Il y a nécessité à faire entendre dans la société la bonne nouvelle de l’évangile ; c’est notre devoir de disciples et un droit pour tout homme. Que l’évangile soit accueilli ou non, ce n’est pas notre affaire, si ce n’est pour nous inviter à toujours plus d’écoute de ceux auxquels nous voulons nous adresser. Nous devons faire en sorte de ne rien trahir de l’évangile et cependant ôter tout ce qui dans notre discours le rend inaudible avant même que nous n’ayons ouvert la bouche. Cela nous mènera sur des chemins que nous ne pouvons pas prévoir. Un autre te mettra ta ceinture (Jn 21,18). Certains payent le prix du martyre, mais avant d’en venir là, et de façon générale, nous devons commencer par consentir à notre propre conversion, abandonner nos certitudes, celles qui nous rendent inaptes à faire résonner la parole de vie dont pourtant nous sommes les dépositaires comme baptisés-confirmés, comme Eglise. Avant d’aller au bras de force avec la société, avant d’aller fanatiquement ou bêtement au casse-pipe, il y a à concéder que nous sommes parfois plus attachés à telle pratique qu’à l’évangile. La réforme est urgente, je n’y reviens pas une fois de plus. On n’est juste étonné, puis scandalisé, de ce que les responsables l’empêchent malgré les nombreux appels que ne cesse de susciter le sensus fidei. Vous annulez la parole de Dieu au profit de votre tradition (Mt 15,6).

L’annonce de l’évangile n’est pas proportionnelle au nombre de chrétiens. Au contraire, rarement autant qu’aujourd’hui et comme aux premiers siècles, on annonce l’évangile. Il n’était‑ quel malheur ! – plus à annoncer quand on croyait que tous étaient chrétiens. Avec les hommes de bonne volonté, avec les croyants d’autres religions, nous pourrons nous mettre d’accord sur ce qui semble raisonnable pour le vivre ensemble, pour limiter la violence et les injustices. Et cela ne marchera pas forcément plus mal qu’en des époques très chrétiennes qui n’ont pas été épargnées par les pires crimes, commis, par la force des choses, par des chrétiens.

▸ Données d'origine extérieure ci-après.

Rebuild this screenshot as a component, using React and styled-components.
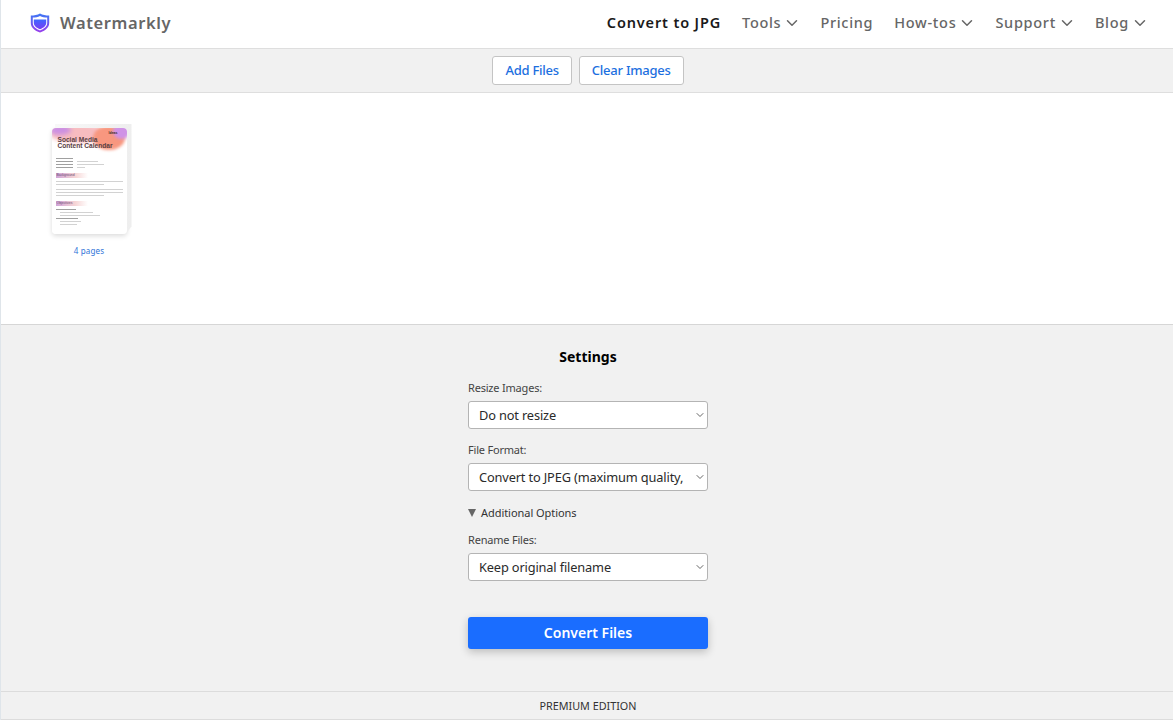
import styled, { createGlobalStyle } from "styled-components";
import { ChevronDown } from "lucide-react";

const GlobalStyle = createGlobalStyle`
  html, body {
    margin: 0;
    padding: 0;
    height: 100%;
    background: #fff;
  }
  body {
    font-family: "Noto Sans", "Open Sans", "Liberation Sans", sans-serif;
    color: #212529;
  }
  * {
    box-sizing: border-box;
  }
`;

const navItems = [
  { label: "Convert to JPG", active: true },
  { label: "Tools", menu: true },
  { label: "Pricing" },
  { label: "How-tos", menu: true },
  { label: "Support", menu: true },
  { label: "Blog", menu: true },
];

const Logo = () => (
  <svg width="20" height="20" viewBox="0 0 20 20">
    <defs>
      <linearGradient id="shieldGrad" x1="0" y1="0" x2="0" y2="1">
        <stop offset="0" stopColor="#3d78f5" />
        <stop offset="1" stopColor="#9a3cec" />
      </linearGradient>
      <linearGradient id="shieldFill" x1="0" y1="0" x2="0" y2="1">
        <stop offset="0" stopColor="#3f66ff" />
        <stop offset="1" stopColor="#7a3df5" />
      </linearGradient>
    </defs>
    <path
      d="M10 .6 C12.6 2 15.8 2.6 19.2 2.6 V10 C19.2 14.6 15.2 17.8 10 19.6 C4.8 17.8 .8 14.6 .8 10 V2.6 C4.2 2.6 7.4 2 10 .6 Z"
      fill="url(#shieldGrad)"
    />
    <path
      d="M10 3 C12 4 14.6 4.6 17.2 4.6 V10 C17.2 13.4 14 16 10 17.4 C6 16 2.8 13.4 2.8 10 V4.6 C5.4 4.6 8 4 10 3 Z"
      fill="#fff"
    />
    <path
      d="M3.8 6.6 H16.2 V10 C16.2 12.8 13.4 15 10 16.2 C6.6 15 3.8 12.8 3.8 10 Z"
      fill="url(#shieldFill)"
    />
  </svg>
);

const SettingSelect = ({ label, value }) => (
  <Field>
    <FieldLabel>{label}</FieldLabel>
    <SelectBox>
      <NativeSelect defaultValue={value}>
        <option>{value}</option>
      </NativeSelect>
      <SelectArrow>
        <ChevronDown size={12} strokeWidth={2} />
      </SelectArrow>
    </SelectBox>
  </Field>
);

const App = () => {
  return (
    <Page>
      <GlobalStyle />
      <Header>
        <Brand>
          <Logo />
          <BrandName>Watermarkly</BrandName>
        </Brand>
        <Nav>
          {navItems.map((item) => (
            <NavItem key={item.label} $active={item.active}>
              {item.label}
              {item.menu && <ChevronDown size={18} strokeWidth={2} />}
            </NavItem>
          ))}
        </Nav>
      </Header>

      <Toolbar>
        <ToolButton>Add Files</ToolButton>
        <ToolButton>Clear Images</ToolButton>
      </Toolbar>

      <FilesArea>
        <FileCard>
          <DocStack>
            <DocSheet>
              <DocHero>
                <BlobPink />
                <BlobPurple />
                <BlobOrange />
                <BlobCorner />
                <DocMark>Ideas</DocMark>
                <DocTitle>
                  Social Media
                  <br />
                  Content Calendar
                </DocTitle>
              </DocHero>
              <DocBody>
                <DocLine $w={26} $dark />
                <DocRow>
                  <DocLine $w={26} $dark />
                  <DocLine $w={32} />
                </DocRow>
                <DocRow>
                  <DocLine $w={26} $dark />
                  <DocLine $w={40} />
                </DocRow>
                <DocRow>
                  <DocLine $w={26} $dark />
                  <DocLine $w={12} />
                </DocRow>
                <DocBand>Background</DocBand>
                <DocLine $w={100} />
                <DocLine $w={72} />
                <DocLine $w={100} $gap={2} />
                <DocLine $w={100} />
                <DocLine $w={72} />
                <DocBand>Objectives</DocBand>
                <DocLine $w={30} $dark />
                <DocLine $w={50} $indent />
                <DocLine $w={60} $indent />
                <DocLine $w={34} $dark />
                <DocLine $w={32} $indent />
                <DocLine $w={26} $indent />
              </DocBody>
            </DocSheet>
          </DocStack>
          <PagesLabel>4 pages</PagesLabel>
        </FileCard>
      </FilesArea>

      <Settings>
        <SettingsTitle>Settings</SettingsTitle>
        <SettingSelect label="Resize Images:" value="Do not resize" />
        <SettingSelect label="File Format:" value="Convert to JPEG (maximum quality, 100%)" />
        <Disclosure>
          <Triangle />
          Additional Options
        </Disclosure>
        <SettingSelect label="Rename Files:" value="Keep original filename" />
        <ConvertButton>Convert Files</ConvertButton>
      </Settings>

      <Footer>PREMIUM EDITION</Footer>
    </Page>
  );
};

const Page = styled.div`
  width: 100%;
  height: 720px;
  display: flex;
  flex-direction: column;
  border-left: 1px solid #dfe5ea;
  overflow: hidden;
`;

const Header = styled.header`
  height: 49px;
  flex: none;
  display: flex;
  align-items: center;
  justify-content: space-between;
  padding: 0 26px 3px 29px;
  background: #fff;
  border-bottom: 1px solid #dedede;
`;

const Brand = styled.div`
  display: flex;
  align-items: center;
  gap: 10px;
`;

const BrandName = styled.span`
  font-size: 16.5px;
  font-weight: 600;
  letter-spacing: 0.6px;
  color: #666;
`;

const Nav = styled.nav`
  display: flex;
  align-items: center;
  gap: 21px;
  padding-bottom: 1px;
`;

const NavItem = styled.a`
  display: flex;
  align-items: center;
  gap: 2px;
  font-size: 14.5px;
  font-weight: ${(p) => (p.$active ? 600 : 500)};
  letter-spacing: ${(p) => (p.$active ? "0.85px" : "0.7px")};
  color: ${(p) => (p.$active ? "#1a1a1a" : "#666")};

  svg {
    margin: 2px -2px 0 0;
  }
`;

const Toolbar = styled.div`
  height: 44px;
  flex: none;
  display: flex;
  align-items: center;
  justify-content: center;
  gap: 7px;
  padding-left: 2px;
  background: #f1f1f1;
  border-bottom: 1px solid #dedede;
`;

const ToolButton = styled.button`
  height: 29px;
  padding: 0 12px 2px;
  background: #fff;
  border: 1px solid #c4c4c4;
  border-radius: 3px;
  font-family: inherit;
  font-size: 13px;
  font-weight: 500;
  letter-spacing: -0.25px;
  color: #1c6fe0;
`;

const FilesArea = styled.section`
  height: 232px;
  flex: none;
  padding: 35px 0 0 50px;
  background: #fff;
  border-bottom: 1px solid #d6d6d6;
`;

const FileCard = styled.div`
  width: 76px;
  display: flex;
  flex-direction: column;
  align-items: center;
`;

const DocStack = styled.div`
  position: relative;
  width: 75px;
  height: 106px;
  border-radius: 4px;
  background: #fff;
  box-shadow: 0 2px 5px rgba(0, 0, 0, 0.14);

  &::before {
    content: "";
    position: absolute;
    top: -4px;
    left: 3px;
    right: -5px;
    bottom: 0;
    background: linear-gradient(90deg, #f8f8f8, #eeeeee);
    clip-path: polygon(0 0, 100% 0, 100% 93%, 93% 100%, 0 100%);
  }
`;

const DocSheet = styled.div`
  position: relative;
  width: 100%;
  height: 100%;
  overflow: hidden;
  border-radius: 4px;
  background: #fff;
`;

const DocHero = styled.div`
  position: relative;
  height: 27px;
  overflow: hidden;
`;

const BlobPink = styled.div`
  position: absolute;
  left: -2px;
  top: -4px;
  width: 56px;
  height: 19px;
  border-radius: 50%;
  background: #f7bcc0;
  filter: blur(2px);
`;

const BlobPurple = styled.div`
  position: absolute;
  left: -3px;
  top: -3px;
  width: 22px;
  height: 10px;
  border-radius: 50%;
  background: #cb8fe2;
  filter: blur(2px);
`;

const BlobOrange = styled.div`
  position: absolute;
  right: 2px;
  top: -2px;
  width: 32px;
  height: 24px;
  border-radius: 50%;
  background: #f8977f;
  filter: blur(1.5px);
`;

const BlobCorner = styled.div`
  position: absolute;
  right: -3px;
  top: -4px;
  width: 17px;
  height: 15px;
  border-radius: 50%;
  background: #cf92e6;
  filter: blur(1.5px);
`;

const DocMark = styled.span`
  position: absolute;
  right: 9px;
  top: 3px;
  font-family: "Liberation Sans", sans-serif;
  font-size: 3.5px;
  font-weight: 700;
  color: #3a2a2a;
`;

const DocTitle = styled.div`
  position: absolute;
  left: 6px;
  top: 9px;
  font-family: "Liberation Sans", sans-serif;
  font-size: 6.6px;
  line-height: 5.8px;
  font-weight: 700;
  white-space: nowrap;
  color: #5a4042;
`;

const DocBody = styled.div`
  display: flex;
  flex-direction: column;
  gap: 2px;
  padding: 3px 4px 0;
`;

const DocRow = styled.div`
  display: flex;
  gap: 4px;

  & > div:first-child {
    flex: none;
  }
`;

const DocLine = styled.div`
  height: 1px;
  width: ${(p) => p.$w}%;
  margin-top: ${(p) => p.$gap || 0}px;
  margin-left: ${(p) => (p.$indent ? 4 : 0)}px;
  background: ${(p) => (p.$dark ? "#a0a0a0" : "#d2d2d2")};
`;

const DocBand = styled.div`
  width: 48%;
  height: 5px;
  margin: 3px 0 1px;
  padding-left: 1px;
  background: linear-gradient(90deg, #cfa3d6, #f6d5d5 60%, #fff);
  font-family: "Liberation Sans", sans-serif;
  font-size: 3.4px;
  line-height: 5px;
  color: #6a4c70;
`;

const PagesLabel = styled.div`
  margin-top: 11px;
  font-size: 8px;
  line-height: 11px;
  letter-spacing: 0.2px;
  color: #2f74d8;
`;

const Settings = styled.section`
  flex: 1;
  display: flex;
  flex-direction: column;
  align-items: center;
  padding: 22px 0 0 2px;
  background: #f1f1f1;
`;

const SettingsTitle = styled.h2`
  margin: 0 0 13px;
  font-size: 14px;
  line-height: 20px;
  font-weight: 700;
  color: #000;
`;

const Field = styled.div`
  width: 240px;
  margin-bottom: 13px;
`;

const FieldLabel = styled.div`
  font-size: 11px;
  line-height: 16px;
  letter-spacing: -0.2px;
  margin-bottom: 5px;
  color: #444;
`;

const SelectBox = styled.div`
  position: relative;
  height: 28px;
`;

const NativeSelect = styled.select`
  width: 100%;
  height: 100%;
  appearance: none;
  padding: 0 21px 0 10px;
  background: #fff;
  border: 1px solid #b4b4b4;
  border-radius: 3px;
  font-family: inherit;
  font-size: 12.8px;
  letter-spacing: -0.15px;
  color: #2a2a2a;
`;

const SelectArrow = styled.span`
  position: absolute;
  right: 2px;
  top: 8px;
  display: flex;
  color: #666;
  pointer-events: none;
`;

const Disclosure = styled.div`
  width: 240px;
  display: flex;
  align-items: center;
  gap: 5px;
  margin: 1px 0 11px;
  font-size: 11px;
  line-height: 16px;
  letter-spacing: -0.05px;
  color: #333;
`;

const Triangle = styled.span`
  width: 0;
  height: 0;
  border-left: 4.5px solid transparent;
  border-right: 4.5px solid transparent;
  border-top: 8px solid #666;
`;

const ConvertButton = styled.button`
  width: 240px;
  height: 32px;
  margin-top: 23px;
  padding: 0 0 2px;
  border: 0;
  border-radius: 3px;
  background: #1a6dff;
  box-shadow: 0 3px 8px rgba(0, 0, 0, 0.22);
  font-family: inherit;
  font-size: 14px;
  font-weight: 600;
  color: #fff;
`;

const Footer = styled.footer`
  height: 29px;
  flex: none;
  display: flex;
  align-items: center;
  justify-content: center;
  padding-left: 2px;
  background: #f1f1f1;
  border-top: 1px solid #dcdcdc;
  border-bottom: 1px solid #dcdcdc;
  font-size: 10.8px;
  color: #333;
`;

export default App;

Nous avons notre grain de sel à mettre dans ce monde qui demeure celui de l’injustice, de l’inhumain (Cf. Mt 5,13). Et si le sel de la terre relève le goût de l’humanité, le commandement du Seigneur de faire entendre à tous son amour n’aura-t-il pas été respecté ? Comme se plaît à le dire l’évêque émérite de Poitiers, si tout le plat est sel, il est immangeable. Le sel ne se montre pas, ne se voit pas dans le plat. Dès qu’on l’a oublié, tous voient le problème.

Il ne s’agit pas plus de montrer ses légions que de refuser une certaine visibilité. Cela non plus n’importe pas. Il ne s’agit pas de déserter ce monde sous prétexte que la sécularisation est très avancée, il vaudrait d’ailleurs mieux dire, sous prétexte que la déchristianisation est un fait avéré. L’Eglise a sa forme normale, naturelle oserai-je dire histoire de provoquer les défenseurs de la loi naturelle, comme diaspora. Il ne s’agit pas de se réfugier dans une bastide fortifiée. Il ne s’agit pas non plus de baisser les bras et de cesser d’annoncer l’évangile. Cherchez d’abord le Royaume et sa justice et le reste vous sera donné par surcroît (Mt 6,33).



[1] W. Kasper, La théologie et l’Eglise, Cerf, Paris 1990, p. 194.